To our eager expectation, we come to enjoy watching the stern demeanor and measured movements of Buck. When he’s taming a wild mare in the ring, we're confused at first because he takes what’s alien to us, and earns its trust, and makes it look so easy. Even if you know nothing about horses, you can tell by the astonished reactions in his seminars as he takes anyone’s horse that they bring from home where they’d been struggling for years to get through to the animal, he goes and “breaks it” in minutes. Give him a half hour and he’s saddling what no one could have thought was even able to ride. A turning point, or a parallel is drawn to our own lives in the movie when a troubled woman brings one of her “kids”, as she described him, to see Buck and she complains of the attacks and bones she’s shattered trying to raise this horse. She fears for her own life but also can’t come to grips with having to put the horse down since she saved the horse from near death during birth when it was starved for oxygen far too long before coming around. Sitting there watching, I couldn’t wait for Buck to win this challenge….to show this woman that nothing is out of his reach, after all, these are horses which heavily rely on humans to bring them their food, to wash and bathe them when they’re mucked up. This was the David meets Goliath moment, and we’re ready for David to fucking win.

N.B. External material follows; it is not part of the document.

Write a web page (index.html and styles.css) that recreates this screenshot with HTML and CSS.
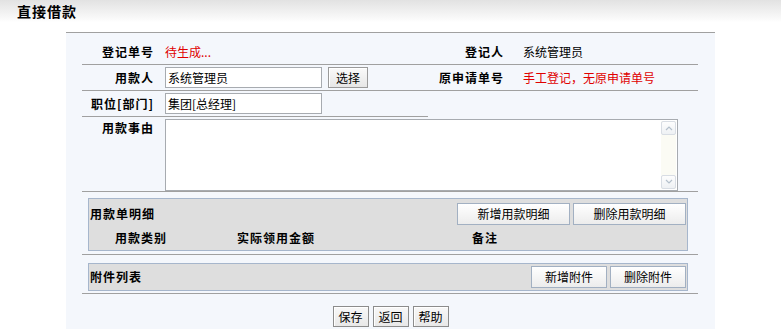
FILE: index.html
```html
<!DOCTYPE html>
<html lang="zh-CN">
<head>
    <meta charset="UTF-8">
    <title>直接借款</title>
    <link rel="stylesheet" href="styles.css">
</head>
<body>
    <div class="title-bar">
        <h1 class="page-title">直接借款</h1>
    </div>
    <div class="panel">
        <div class="form">
            <div class="row row-first">
                <div class="label">登记单号</div>
                <div class="value red">待生成...</div>
                <div class="label label-right">登记人</div>
                <div class="value value-right">系统管理员</div>
            </div>
            <div class="row">
                <div class="label">用款人</div>
                <div class="value">
                    <input class="text-input" type="text" value="系统管理员">
                    <button class="btn btn-select">选择</button>
                </div>
                <div class="label label-right">原申请单号</div>
                <div class="value value-right red">手工登记，无原申请单号</div>
            </div>
            <div class="row row-short">
                <div class="label">职位[部门]</div>
                <div class="value">
                    <input class="text-input" type="text" value="集团[总经理]">
                </div>
            </div>
            <div class="row row-memo">
                <div class="label">用款事由</div>
                <div class="value">
                    <div class="memo-box">
                        <textarea class="memo"></textarea>
                        <div class="scrollbar">
                            <span class="arrow">
                                <svg width="8" height="6" viewBox="0 0 8 6"><path d="M1 5 L4 2 L7 5" fill="none" stroke="#b4c0cc" stroke-width="1.2"/></svg>
                            </span>
                            <span class="arrow">
                                <svg width="8" height="6" viewBox="0 0 8 6"><path d="M1 1 L4 4 L7 1" fill="none" stroke="#b4c0cc" stroke-width="1.2"/></svg>
                            </span>
                        </div>
                    </div>
                </div>
            </div>
        </div>

        <div class="section section-detail">
            <div class="section-box">
                <div class="section-head">
                    <span class="section-title">用款单明细</span>
                    <div class="actions">
                        <button class="btn btn-box btn-wide">新增用款明细</button>
                        <button class="btn btn-box btn-wide">删除用款明细</button>
                    </div>
                </div>
                <div class="detail-cols">
                    <span>用款类别</span>
                    <span>实际领用金额</span>
                    <span>备注</span>
                </div>
            </div>
        </div>

        <div class="section section-files">
            <div class="section-box">
                <div class="section-head section-head-files">
                    <span class="section-title">附件列表</span>
                    <div class="actions">
                        <button class="btn btn-box btn-mid">新增附件</button>
                        <button class="btn btn-box btn-mid">删除附件</button>
                    </div>
                </div>
            </div>
        </div>

        <div class="footer">
            <button class="btn btn-foot">保存</button>
            <button class="btn btn-foot">返回</button>
            <button class="btn btn-foot">帮助</button>
        </div>
    </div>
</body>
</html>
```

FILE: styles.css
```css
body {
    margin: 0;
    background: #fff;
    font-family: "Noto Sans CJK SC", "DejaVu Sans", sans-serif;
    font-size: 12px;
    line-height: 14px;
    color: #000;
}
.title-bar {
    height: 22px;
    margin-bottom: 10px;
    background: linear-gradient(#e2e2e2, #fbfbfb 90%, #fff);
    display: flex;
    align-items: center;
}
.page-title {
    margin: 0 0 0 17px;
    font-size: 14px;
    font-weight: bold;
    letter-spacing: 1px;
    line-height: 16px;
}
.panel {
    margin-left: 66px;
    width: 649px;
    height: 296px;
    border-top: 1px solid #a0a0a0;
    background: #f4f7fc;
}
.form {
    margin-left: 16px;
    width: 616px;
}
.row {
    display: grid;
    grid-template-columns: 76px 270px 85px 1fr;
    align-items: center;
    height: 25px;
    border-bottom: 1px solid #a0a0a0;
}
.row-first {
    height: 25px;
    padding-top: 6px;
}
.row-short {
    width: 346px;
    grid-template-columns: 76px 1fr;
}
.row-memo {
    height: 74px;
    grid-template-columns: 76px 1fr;
    align-items: start;
}
.label {
    text-align: right;
    font-weight: bold;
    letter-spacing: 1px;
    padding-right: 4px;
}
.row-memo .label {
    padding-top: 4px;
}
.label-right {
    padding-right: 9px;
}
.value {
    padding-left: 7px;
    display: flex;
    align-items: center;
    gap: 6px;
}
.value-right {
    padding-left: 10px;
}
.red {
    color: #e00000;
}
.text-input {
    box-sizing: border-box;
    width: 157px;
    height: 21px;
    margin: 0;
    padding: 0 2px;
    border: 1px solid #a7abb0;
    background: #fff;
    font: inherit;
    color: #000;
}
.memo-box {
    margin-top: 2px;
    width: 511px;
    height: 70px;
    border: 1px solid #a7abb0;
    background: #fff;
    display: flex;
}
.memo {
    flex: 1;
    border: none;
    margin: 0;
    padding: 2px;
    resize: none;
    outline: none;
    font: inherit;
}
.scrollbar {
    width: 15px;
    margin: 1px 1px 1px 0;
    background: #fbfbf4;
    display: flex;
    flex-direction: column;
    justify-content: space-between;
}
.arrow {
    box-sizing: border-box;
    height: 14px;
    border: 1px solid #d8dde4;
    border-radius: 2px;
    background: linear-gradient(#fdfdfd, #eef1f4);
    display: flex;
    align-items: center;
    justify-content: center;
}
.btn {
    box-sizing: border-box;
    margin: 0;
    padding: 0;
    font: inherit;
    color: #000;
    cursor: pointer;
}
.btn-select {
    width: 40px;
    height: 21px;
    border: 1px solid #9a9a9a;
    background: linear-gradient(#fafafa, #e6e6e6);
    box-shadow: inset 1px 1px 0 #fff;
}
.section {
    margin-left: 16px;
    width: 616px;
    border-bottom: 1px solid #a0a0a0;
}
.section-detail {
    padding: 6px 0 3px;
}
.section-files {
    padding: 8px 0 2px;
}
.section-box {
    margin-left: 6px;
    width: 600px;
    box-sizing: border-box;
    border: 1px solid #a6b6cc;
    background: #dedede;
}
.section-head {
    display: flex;
    align-items: center;
    justify-content: space-between;
    padding: 4px 1px 0 1px;
}
.section-head-files {
    padding: 2px 1px 2px 1px;
}
.section-title {
    font-weight: bold;
    letter-spacing: 1px;
}
.actions {
    display: flex;
    gap: 3px;
}
.btn-box {
    height: 22px;
    border: 1px solid #a2b0c2;
    background: linear-gradient(#ffffff, #ececec);
}
.btn-wide {
    width: 113px;
}
.btn-mid {
    width: 76px;
}
.detail-cols {
    display: grid;
    grid-template-columns: 104px 166px 252px;
    height: 25px;
    align-items: center;
    font-weight: bold;
    letter-spacing: 1px;
    text-align: center;
}
.footer {
    padding-top: 12px;
    display: flex;
    justify-content: center;
    gap: 4px;
}
.btn-foot {
    width: 36px;
    height: 21px;
    border: 1px solid #8c8c8c;
    background: linear-gradient(#f8f8f8, #e8e8e8);
    box-shadow: inset 1px 1px 0 #fff;
}
```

There was something about the craze in the horse’s eyes that got you thinking. Burnt red against it’s ivory blond hair, and I mean bloodshot, haven’t slept in months, don’t talk to me, where’s my coffee, oops I burst a vessel manic fucking red. Buck’s assistant is next to the pen tying off a boot or wiping down a saddle, I don’t even remember because the guy never talked, but right then, the horse out of the side of the camera like a fish jumping from a pond, whamm! The horse swung its head down, mouth open, teeth born to chomp, and like wood clucking hollow wood, the horse shucked a chunk out of this poor guy’s head as onlookers screamed. We went from G-Rated Disney to blood gushing PG-13 in a millisecond. At first, Buck’s eyes turned to scorn for the woman for bringing the horse to the seminar, for raising the damned thing, but truly, it was his fault for attempting it. All of us react first instead of sitting down and mulling it over, and eventually, he did sit down and have a chat with the lady.

The film drew a fantastic juxtaposition on life, our own struggle with our conscience. This was a mother and her child, except that her child was mentally disabled. In our world you can’t solve the existence of a disabled human being with a lethal injection…. well, some might argue that. As the story always unfolds, it comes down to the fact that no matter what the animal is, human or horse, you could wash it, wax it, buff it and stand it on a pedestal to be viewed and admired, hell, it might look really good, but when you ask it a question, and try to gain some understanding beyond the physical, you’re bound to get an answer. It’s what you learn from that answer and how you approach a similar situation in the future that’s the truest test of your ability to do better. Buck still seems to be getting it, and getting better at getting it, even still.